### Entries supplied:
※

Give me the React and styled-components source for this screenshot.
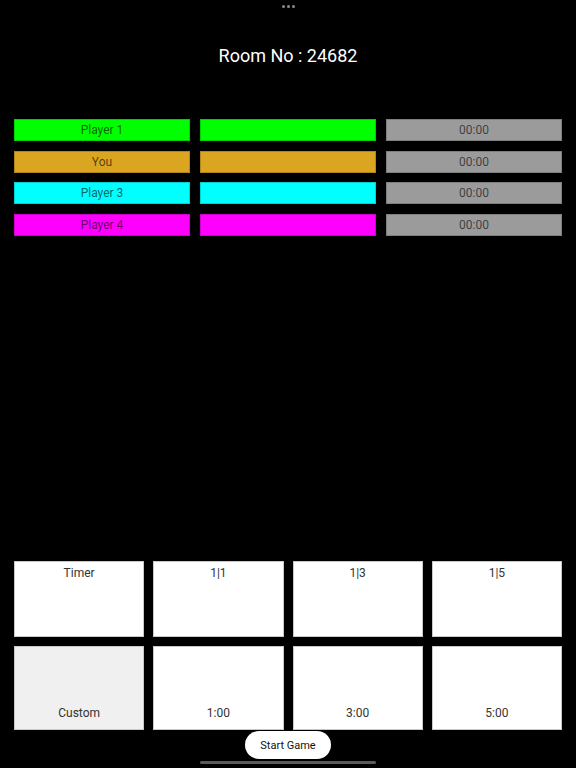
import React from 'react';
import styled, { createGlobalStyle } from 'styled-components';

const GlobalStyle = createGlobalStyle`
  html, body {
    margin: 0;
    padding: 0;
    background: #000000;
  }
  body {
    font-family: Roboto, "Liberation Sans", Arial, sans-serif;
  }
`;

const Screen = styled.div`
  position: relative;
  width: 576px;
  height: 768px;
  background: #000000;
  display: flex;
  flex-direction: column;
  overflow: hidden;
`;

const Dots = styled.div`
  display: flex;
  justify-content: center;
  gap: 2px;
  padding-top: 5px;
  height: 3px;
`;

const Dot = styled.span`
  width: 3px;
  height: 3px;
  border-radius: 50%;
  background: #8a8a8a;
`;

const Title = styled.h1`
  margin: 37px 0 0;
  text-align: center;
  color: #ffffff;
  font-size: 18px;
  font-weight: 400;
  line-height: 22px;
`;

const Players = styled.div`
  display: flex;
  flex-direction: column;
  gap: 9.5px;
  margin-top: 52px;
  padding: 0 14px;
`;

const PlayerRow = styled.div`
  display: grid;
  grid-template-columns: repeat(3, 1fr);
  gap: 10px;
`;

const Cell = styled.div`
  height: 22px;
  box-sizing: border-box;
  background: ${(p) => p.$bg};
  border: 1px solid rgba(0, 0, 0, 0.18);
  display: flex;
  align-items: center;
  justify-content: center;
  font-size: 12px;
  color: rgba(0, 0, 0, 0.62);
`;

const Spacer = styled.div`
  flex: 1;
`;

const TimerGrid = styled.div`
  display: grid;
  grid-template-columns: repeat(4, 1fr);
  grid-template-rows: 76px 84px;
  gap: 9px;
  padding: 0 14px;
`;

const Tile = styled.div`
  box-sizing: border-box;
  background: ${(p) => (p.$muted ? '#f0f0f0' : '#ffffff')};
  border: 1px solid #c8c8c8;
  display: flex;
  flex-direction: column;
  align-items: center;
  justify-content: ${(p) => (p.$bottom ? 'flex-end' : 'flex-start')};
  padding: ${(p) => (p.$bottom ? '0 0 9px' : '4px 0 0')};
  font-size: 12px;
  color: #333333;
  line-height: 14px;
`;

const Footer = styled.div`
  display: flex;
  flex-direction: column;
  align-items: center;
  height: 38px;
`;

const StartButton = styled.button`
  margin-top: 1px;
  height: 28px;
  padding: 0 15px;
  border: none;
  border-radius: 14px;
  background: #ffffff;
  color: #111111;
  font-family: Roboto, "Liberation Sans", Arial, sans-serif;
  font-size: 11px;
`;

const HomeBar = styled.div`
  margin-top: 2px;
  width: 176px;
  height: 3px;
  border-radius: 2px;
  background: #5a5a5a;
`;

const players = [
  { name: 'Player 1', color: '#00ff00' },
  { name: 'You', color: '#daa520' },
  { name: 'Player 3', color: '#00ffff' },
  { name: 'Player 4', color: '#ff00ff' },
];

const topTiles = ['Timer', '1|1', '1|3', '1|5'];
const bottomTiles = ['Custom', '1:00', '3:00', '5:00'];

export default function App() {
  return (
    <>
      <GlobalStyle />
      <Screen>
        <Dots>
          <Dot />
          <Dot />
          <Dot />
        </Dots>
        <Title>Room No : 24682</Title>
        <Players>
          {players.map((p) => (
            <PlayerRow key={p.name}>
              <Cell $bg={p.color}>{p.name}</Cell>
              <Cell $bg={p.color} />
              <Cell $bg="#9b9b9b">00:00</Cell>
            </PlayerRow>
          ))}
        </Players>
        <Spacer />
        <TimerGrid>
          {topTiles.map((t) => (
            <Tile key={t}>{t}</Tile>
          ))}
          {bottomTiles.map((t, i) => (
            <Tile key={t} $bottom $muted={i === 0}>
              {t}
            </Tile>
          ))}
        </TimerGrid>
        <Footer>
          <StartButton>Start Game</StartButton>
          <HomeBar />
        </Footer>
      </Screen>
    </>
  );
}
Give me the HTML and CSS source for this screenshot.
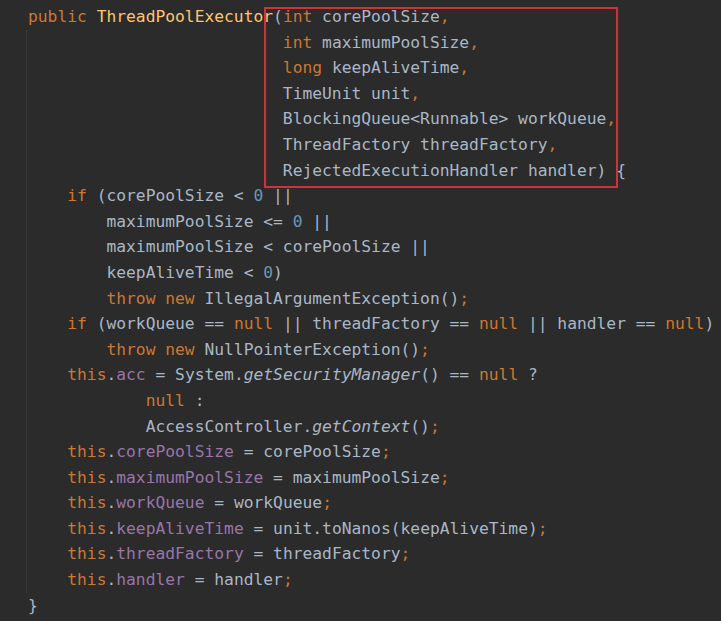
FILE: index.html
```html
<!DOCTYPE html>
<html>
<head>
<meta charset="utf-8">
<link rel="stylesheet" href="styles.css">
</head>
<body>
<div class="editor">
<div class="code">
<div class="ln"><span class="k">public </span><span class="m">ThreadPoolExecutor</span>(<span class="k">int </span>corePoolSize<span class="k">,</span></div>
<div class="block">
<div class="ln">                          <span class="k">int </span>maximumPoolSize<span class="k">,</span></div>
<div class="ln">                          <span class="k">long </span>keepAliveTime<span class="k">,</span></div>
<div class="ln">                          TimeUnit unit<span class="k">,</span></div>
<div class="ln">                          BlockingQueue&lt;Runnable&gt; workQueue<span class="k">,</span></div>
<div class="ln">                          ThreadFactory threadFactory<span class="k">,</span></div>
<div class="ln">                          RejectedExecutionHandler handler) {</div>
<div class="ln">    <span class="k">if </span>(corePoolSize &lt; <span class="n">0</span> ||</div>
<div class="ln">        maximumPoolSize &lt;= <span class="n">0</span> ||</div>
<div class="ln">        maximumPoolSize &lt; corePoolSize ||</div>
<div class="ln">        keepAliveTime &lt; <span class="n">0</span>)</div>
<div class="ln">        <span class="k">throw new </span>IllegalArgumentException()<span class="k">;</span></div>
<div class="ln">    <span class="k">if </span>(workQueue == <span class="k">null </span>|| threadFactory == <span class="k">null </span>|| handler == <span class="k">null</span>)</div>
<div class="ln">        <span class="k">throw new </span>NullPointerException()<span class="k">;</span></div>
<div class="ln">    <span class="k">this</span>.<span class="f">acc</span> = System.<span class="i">getSecurityManager</span>() == <span class="k">null </span>?</div>
<div class="ln">            <span class="k">null </span>:</div>
<div class="ln">            AccessController.<span class="i">getContext</span>()<span class="k">;</span></div>
<div class="ln">    <span class="k">this</span>.<span class="f">corePoolSize</span> = corePoolSize<span class="k">;</span></div>
<div class="ln">    <span class="k">this</span>.<span class="f">maximumPoolSize</span> = maximumPoolSize<span class="k">;</span></div>
<div class="ln">    <span class="k">this</span>.<span class="f">workQueue</span> = workQueue<span class="k">;</span></div>
<div class="ln">    <span class="k">this</span>.<span class="f">keepAliveTime</span> = unit.toNanos(keepAliveTime)<span class="k">;</span></div>
<div class="ln">    <span class="k">this</span>.<span class="f">threadFactory</span> = threadFactory<span class="k">;</span></div>
<div class="ln">    <span class="k">this</span>.<span class="f">handler</span> = handler<span class="k">;</span></div>
</div>
<div class="ln">}</div>
</div>
<div class="mark"></div>
</div>
</body>
</html>
```
FILE: styles.css
```css
html, body {
  margin: 0;
  padding: 0;
  background: #2b2b2b;
}
.editor {
  position: relative;
  width: 721px;
  height: 621px;
  overflow: hidden;
  background: #2b2b2b;
}
.code {
  padding: 4px 0 0 28px;
  font-family: "DejaVu Sans Mono", monospace;
  font-size: 16.3px;
  line-height: 25.6px;
  color: #a9b7c6;
}
.ln {
  white-space: pre;
  height: 25.6px;
}
.block {
  margin-left: -2px;
  padding-left: 1px;
  border-left: 1px solid #3a3a3a;
}
.k { color: #cc7832; }
.m { color: #ffc66d; }
.n { color: #6897bb; }
.f { color: #9876aa; }
.i { font-style: italic; }
.mark {
  position: absolute;
  left: 264px;
  top: 7px;
  width: 350px;
  height: 177px;
  border: 2px solid #d0313b;
}
```
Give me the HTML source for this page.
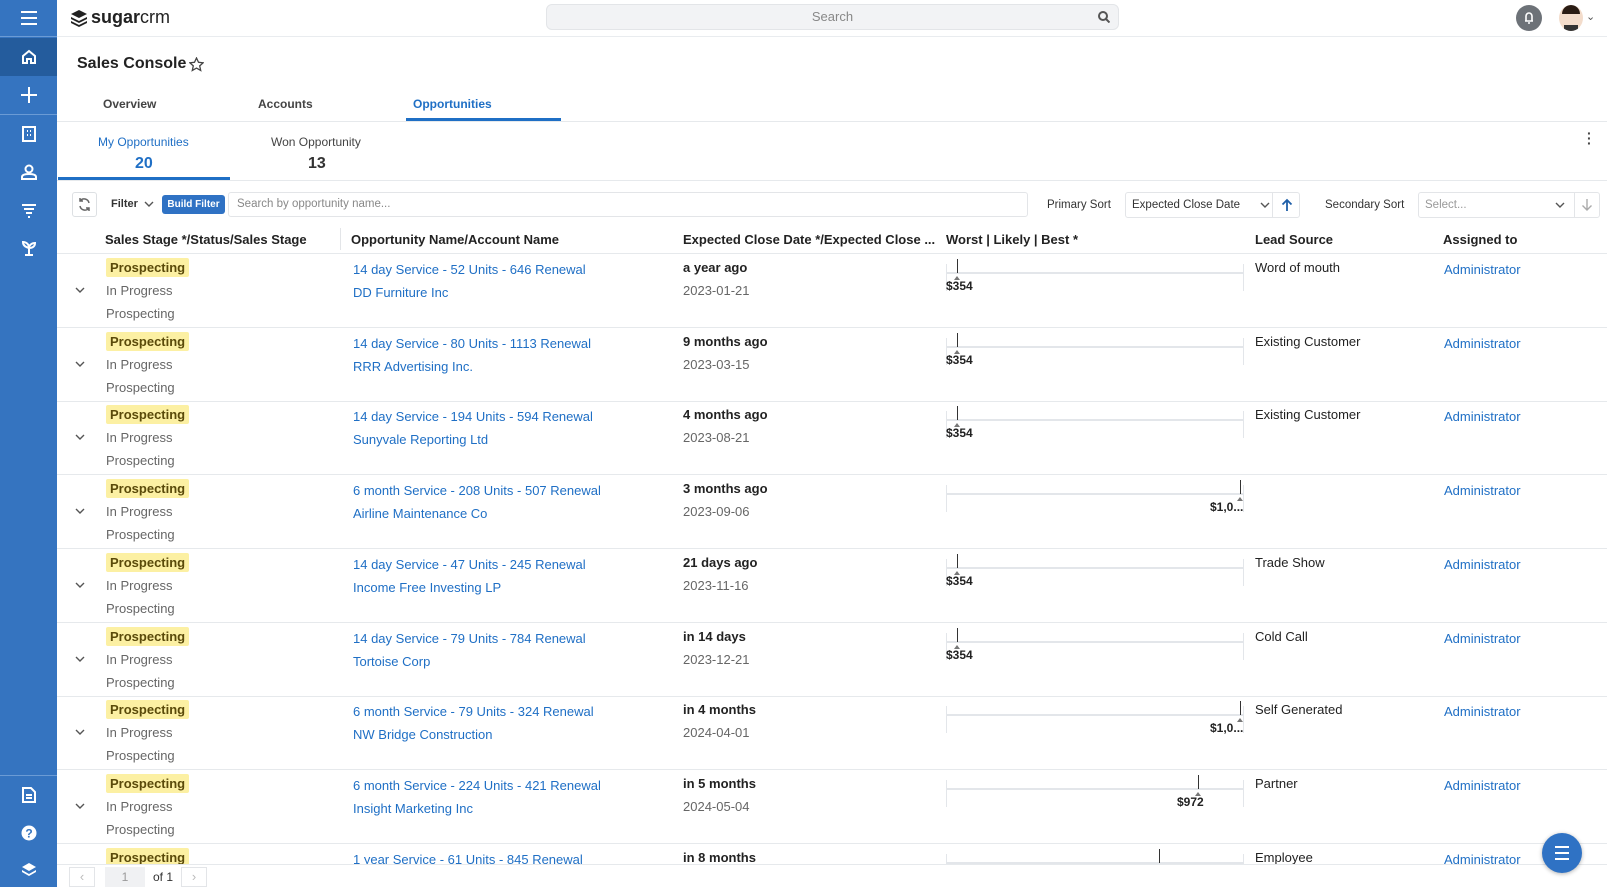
<!DOCTYPE html>
<html><head><meta charset="utf-8"><style>
*{box-sizing:border-box;margin:0;padding:0}
body{width:1607px;height:887px;overflow:hidden;font-family:"Liberation Sans",sans-serif;font-size:13px;color:#333;background:#fff;position:relative}
.a{position:absolute;white-space:nowrap}
#side{position:absolute;left:0;top:0;width:57px;height:887px;background:#3574c0;z-index:5}
.si{position:absolute;left:0;width:57px;display:flex;align-items:center;justify-content:center}
.blue{color:#1f6fc5}
.badge{background:#fcf0a3;color:#5a4a0a;font-weight:bold;padding:2px 4px;border-radius:2px}
.gray{color:#666}
.hl{position:absolute;height:1px;background:#e6e9ec}
#rows{position:absolute;left:0;top:0;width:1607px;height:866px;overflow:hidden}
</style></head><body>
<div id="side">
 <div class="si" style="top:0;height:36px"><svg width="18" height="16"><path d="M1 2h16M1 8h16M1 14h16" stroke="#fff" stroke-width="2"/></svg></div>
 <div style="position:absolute;top:36px;left:0;width:57px;height:1px;background:#6b9bd5"></div>
 <div class="si" style="top:38px;height:38px;background:#245c9d"><svg width="16" height="16" fill="none" stroke="#fff" stroke-width="2"><path d="M2 7L8 2l6 5v7h-4v-4H6v4H2z"/></svg></div>
 <div class="si" style="top:76px;height:38px"><svg width="18" height="18"><path d="M9 1v16M1 9h16" stroke="#fff" stroke-width="2"/></svg></div>
 <div style="position:absolute;top:114px;left:0;width:57px;height:1px;background:#6b9bd5"></div>
 <div class="si" style="top:115px;height:38px"><svg width="14" height="16" fill="none" stroke="#fff" stroke-width="2"><rect x="1" y="1" width="12" height="14"/><path d="M5 5h1M8 5h1M5 9h1M8 9h1" /></svg></div>
 <div class="si" style="top:153px;height:38px"><svg width="16" height="16" fill="none" stroke="#fff" stroke-width="2"><circle cx="8" cy="5" r="3.5"/><path d="M1 15v-2c0-2 2-3 7-3s7 1 7 3v2z"/></svg></div>
 <div class="si" style="top:191px;height:38px"><svg width="16" height="16" stroke="#fff" stroke-width="2"><path d="M1 3h14M3 7h10M5 11h6M7 15h2"/></svg></div>
 <div class="si" style="top:229px;height:38px"><svg width="16" height="16" fill="none" stroke="#fff" stroke-width="2"><path d="M8 15V7M8 8C8 4 5 2 2 2c0 3 2 5 6 6M8 8c0-3 3-5 6-5 0 3-2 5-6 5M4 15h8"/></svg></div>
 <div style="position:absolute;top:775px;left:0;width:57px;height:1px;background:#6b9bd5"></div>
 <div class="si" style="top:776px;height:38px"><svg width="14" height="16" fill="none" stroke="#fff" stroke-width="2"><path d="M1 1h8l4 4v10H1z M4 8h6M4 11h6"/></svg></div>
 <div class="si" style="top:814px;height:38px"><svg width="16" height="16"><circle cx="8" cy="8" r="7.5" fill="#fff"/><text x="8" y="12.5" font-size="12" font-weight="bold" text-anchor="middle" fill="#3574c0" font-family="Liberation Sans">?</text></svg></div>
 <div class="si" style="top:852px;height:35px"><svg width="16" height="16" fill="#fff"><path d="M8 1l7 4-7 4-7-4z M1 8l7 4 7-4v2l-7 4-7-4z"/></svg></div>
</div>
<!-- top bar -->
<div class="hl" style="left:57px;top:36px;width:1550px;background:#e9ecef"></div>
<div class="a" style="left:69px;top:7px;display:flex;align-items:center">
 <svg width="20" height="20"><path d="M10 2l8 4-8 4-8-4z M2 9l8 4 8-4v2l-8 4-8-4z M2 13l8 4 8-4v2l-8 4-8-4z" fill="#222"/></svg>
 <span style="font-size:18px;color:#222;margin-left:2px"><b style="font-weight:600">sugar</b><span style="font-weight:300">crm</span></span>
</div>
<div class="a" style="left:546px;top:4px;width:573px;height:26px;background:#f2f3f5;border:1px solid #e3e5e8;border-radius:6px;text-align:center;line-height:24px;color:#888">Search
 <svg style="position:absolute;right:8px;top:6px" width="12" height="12" fill="none" stroke="#555" stroke-width="2"><circle cx="5" cy="5" r="4"/><path d="M8 8l3.5 3.5"/></svg></div>
<div class="a" style="left:1516px;top:5px;width:26px;height:26px;border-radius:50%;background:#6d7278"><svg width="26" height="26"><path d="M9 16h8M10 16v-5a3 3 0 016 0v5M12 18h2" stroke="#fff" stroke-width="1.6" fill="none"/></svg></div>
<div class="a" style="left:1559px;top:5px;width:24px;height:26px;border-radius:50%;background:#f3dccb;overflow:hidden"><div style="position:absolute;left:3px;top:0;width:18px;height:9px;background:#2a1c14;border-radius:9px 9px 0 0"></div><div style="position:absolute;left:5px;top:20px;width:14px;height:8px;background:#333"></div></div>
<div class="a" style="left:1586px;top:10px;color:#555;font-size:11px">&#8964;</div>
<!-- header -->
<div class="a" style="left:77px;top:55px;font-size:16px;font-weight:bold;color:#222">Sales Console</div>
<svg class="a" style="left:189px;top:57px" width="15" height="15" fill="none" stroke="#444" stroke-width="1.3"><path d="M7.5 1l2 4.3 4.6.5-3.4 3.1 1 4.6-4.2-2.4-4.2 2.4 1-4.6L.9 5.8l4.6-.5z"/></svg>
<div class="a" style="left:103px;top:97px;color:#444;font-weight:bold;font-size:12px">Overview</div>
<div class="a" style="left:258px;top:97px;color:#444;font-weight:bold;font-size:12px">Accounts</div>
<div class="a" style="left:413px;top:97px;color:#1f6fc5;font-weight:bold;font-size:12px">Opportunities</div>
<div class="a" style="left:406px;top:118px;width:155px;height:3px;background:#1f6fc5"></div>
<div class="hl" style="left:57px;top:121px;width:1550px"></div>
<div class="a" style="left:98px;top:135px;color:#1f6fc5;font-size:12px">My Opportunities</div>
<div class="a" style="left:135px;top:155px;color:#1f6fc5;font-size:16px;font-weight:bold">20</div>
<div class="a" style="left:271px;top:135px;color:#444;font-size:12px">Won Opportunity</div>
<div class="a" style="left:308px;top:155px;color:#333;font-size:16px;font-weight:bold">13</div>
<div class="a" style="left:58px;top:177px;width:172px;height:3px;background:#1f6fc5"></div>
<div class="hl" style="left:57px;top:180px;width:1550px"></div>
<div class="a" style="left:1587px;top:131px;color:#444;font-weight:bold;line-height:5px;font-size:14px">·<br>·<br>·</div>
<!-- toolbar -->
<div class="a" style="left:72px;top:192px;width:25px;height:25px;border:1px solid #dde0e3;border-radius:3px"><svg width="23" height="23" fill="none" stroke="#666" stroke-width="1.5"><path d="M16 10a5 5 0 00-9-2M7 13a5 5 0 009 2M7 5v3h3M16 18v-3h-3"/></svg></div>
<div class="a" style="left:111px;top:198px;font-size:11px;font-weight:bold;color:#333">Filter</div>
<svg class="a" style="left:144px;top:201px" width="10" height="7" fill="none" stroke="#555" stroke-width="1.4"><path d="M1 1l4 4 4-4"/></svg>
<div class="a" style="left:162px;top:195px;width:63px;height:19px;background:#2f72c4;color:#fff;border-radius:3px;font-size:10px;font-weight:bold;text-align:center;line-height:19px">Build Filter</div>
<div class="a" style="left:228px;top:192px;width:800px;height:25px;border:1px solid #e3e5e8;border-radius:3px;color:#888;font-size:11.5px;line-height:23px;padding-left:8px">Search by opportunity name...</div>
<div class="a" style="left:1047px;top:199px;font-size:11.5px;color:#333">Primary Sort</div>
<div class="a" style="left:1125px;top:192px;width:175px;height:26px;border:1px solid #e3e5e8;border-radius:3px;font-size:11.5px;line-height:24px;padding-left:6px;color:#333">Expected Close Date<svg style="position:absolute;left:134px;top:9px" width="10" height="7" fill="none" stroke="#555" stroke-width="1.4"><path d="M1 1l4 4 4-4"/></svg><span style="position:absolute;left:146px;top:0;width:1px;height:24px;background:#e3e5e8"></span><svg style="position:absolute;left:155px;top:5px" width="12" height="14" fill="none" stroke="#1f5fa8" stroke-width="1.8"><path d="M6 13V2M1.5 6.5L6 2l4.5 4.5"/></svg></div>
<div class="a" style="left:1325px;top:199px;font-size:11.5px;color:#333">Secondary Sort</div>
<div class="a" style="left:1418px;top:192px;width:182px;height:26px;border:1px solid #e3e5e8;border-radius:3px;font-size:11.5px;line-height:24px;padding-left:6px;color:#999">Select...<svg style="position:absolute;left:136px;top:9px" width="10" height="7" fill="none" stroke="#555" stroke-width="1.4"><path d="M1 1l4 4 4-4"/></svg><span style="position:absolute;left:155px;top:0;width:1px;height:24px;background:#e3e5e8"></span><svg style="position:absolute;left:162px;top:5px" width="12" height="14" fill="none" stroke="#aaa" stroke-width="1.4"><path d="M6 1v11M1.5 7.5L6 12l4.5-4.5"/></svg></div>
<!-- table header -->
<div class="a" style="left:105px;top:232px;font-weight:bold;color:#222">Sales Stage */Status/Sales Stage</div>
<div class="a" style="left:340px;top:228px;width:1px;height:22px;background:#e3e5e8"></div>
<div class="a" style="left:351px;top:232px;font-weight:bold;color:#222">Opportunity Name/Account Name</div>
<div class="a" style="left:683px;top:232px;font-weight:bold;color:#222">Expected Close Date */Expected Close ...</div>
<div class="a" style="left:946px;top:232px;font-weight:bold;color:#222">Worst | Likely | Best *</div>
<div class="a" style="left:1255px;top:232px;font-weight:bold;color:#222">Lead Source</div>
<div class="a" style="left:1443px;top:232px;font-weight:bold;color:#222">Assigned to</div>
<div class="hl" style="left:57px;top:253px;width:1550px"></div>
<div id="rows"></div>
<!-- pagination -->
<div class="a" style="left:57px;top:864px;width:1550px;height:23px;background:#fff;border-top:1px solid #e6e9ec;z-index:3"></div>
<div class="a" style="z-index:4;left:69px;top:867px;width:26px;height:20px;border:1px solid #e3e5e8;color:#bbb;text-align:center;line-height:18px">&#8249;</div>
<div class="a" style="z-index:4;left:105px;top:867px;width:40px;height:20px;background:#f0f1f3;color:#999;text-align:center;line-height:20px;font-size:12px">1</div>
<div class="a" style="z-index:4;left:153px;top:870px;font-size:12px;color:#333">of 1</div>
<div class="a" style="z-index:4;left:181px;top:867px;width:26px;height:20px;border:1px solid #e3e5e8;color:#bbb;text-align:center;line-height:18px">&#8250;</div>
<div class="a" style="z-index:6;left:1542px;top:833px;width:40px;height:40px;border-radius:50%;background:#2f72c4;box-shadow:0 1px 4px rgba(0,0,0,.3)"><svg width="40" height="40"><path d="M13 14h14M13 20h14M13 26h14" stroke="#fff" stroke-width="2"/></svg></div>
<script>
var d=[
["14 day Service - 52 Units - 646 Renewal","DD Furniture Inc","a year ago","2023-01-21","$354",957,"Word of mouth"],
["14 day Service - 80 Units - 1113 Renewal","RRR Advertising Inc.","9 months ago","2023-03-15","$354",957,"Existing Customer"],
["14 day Service - 194 Units - 594 Renewal","Sunyvale Reporting Ltd","4 months ago","2023-08-21","$354",957,"Existing Customer"],
["6 month Service - 208 Units - 507 Renewal","Airline Maintenance Co","3 months ago","2023-09-06","$1,0...",1240,""],
["14 day Service - 47 Units - 245 Renewal","Income Free Investing LP","21 days ago","2023-11-16","$354",957,"Trade Show"],
["14 day Service - 79 Units - 784 Renewal","Tortoise Corp","in 14 days","2023-12-21","$354",957,"Cold Call"],
["6 month Service - 79 Units - 324 Renewal","NW Bridge Construction","in 4 months","2024-04-01","$1,0...",1240,"Self Generated"],
["6 month Service - 224 Units - 421 Renewal","Insight Marketing Inc","in 5 months","2024-05-04","$972",1198,"Partner"],
["1 year Service - 61 Units - 845 Renewal","","in 8 months","","",1159,"Employee"]];
var h="";
d.forEach(function(r,i){var y=254+i*73.7;
h+='<div class="a" style="left:106px;top:'+(y+6)+'px"><span class="badge">Prospecting</span></div>';
h+='<svg class="a" style="left:75px;top:'+(y+33)+'px" width="10" height="7" fill="none" stroke="#555" stroke-width="1.4"><path d="M1 1l4 4 4-4"/></svg>';
h+='<div class="a gray" style="left:106px;top:'+(y+29)+'px">In Progress</div>';
h+='<div class="a gray" style="left:106px;top:'+(y+52)+'px">Prospecting</div>';
h+='<div class="a blue" style="left:353px;top:'+(y+8)+'px">'+r[0]+'</div>';
h+='<div class="a blue" style="left:353px;top:'+(y+31)+'px">'+r[1]+'</div>';
h+='<div class="a" style="left:683px;top:'+(y+6)+'px;font-weight:bold;color:#222">'+r[2]+'</div>';
h+='<div class="a gray" style="left:683px;top:'+(y+29)+'px">'+r[3]+'</div>';
h+='<div class="a" style="left:946px;top:'+(y+18)+'px;width:297px;height:2px;background:#e3e6ea"></div>';
h+='<div class="a" style="left:946px;top:'+(y+10)+'px;width:1px;height:27px;background:#e3e6ea"></div>';
h+='<div class="a" style="left:1243px;top:'+(y+10)+'px;width:1px;height:27px;background:#e3e6ea"></div>';
h+='<div class="a" style="left:'+r[5]+'px;top:'+(y+5)+'px;width:1px;height:14px;background:#333"></div>';
if(r[4]){h+='<div class="a" style="left:'+(r[5]-3)+'px;top:'+(y+22)+'px;border:3px solid transparent;border-bottom:4px solid #777;border-top:0"></div>';
var lx=r[5]>1000?(r[5]-30):946;if(r[4]=="$972")lx=r[5]-21;
h+='<div class="a" style="left:'+lx+'px;top:'+(y+25)+'px;font-weight:bold;font-size:12px;color:#222">'+r[4]+'</div>';}
h+='<div class="a" style="left:1255px;top:'+(y+6)+'px;color:#222">'+r[6]+'</div>';
h+='<div class="a blue" style="left:1444px;top:'+(y+8)+'px">Administrator</div>';
h+='<div class="hl" style="left:57px;top:'+(y+73)+'px;width:1550px"></div>';
});
document.getElementById("rows").innerHTML=h;
</script>
</body></html>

※

### Description of the task:
Copy, from the material, each line that holds the string "screenshot".

### Written solution:
Give me the React and styled-components source for this screenshot.
Give me the HTML and CSS source for this screenshot.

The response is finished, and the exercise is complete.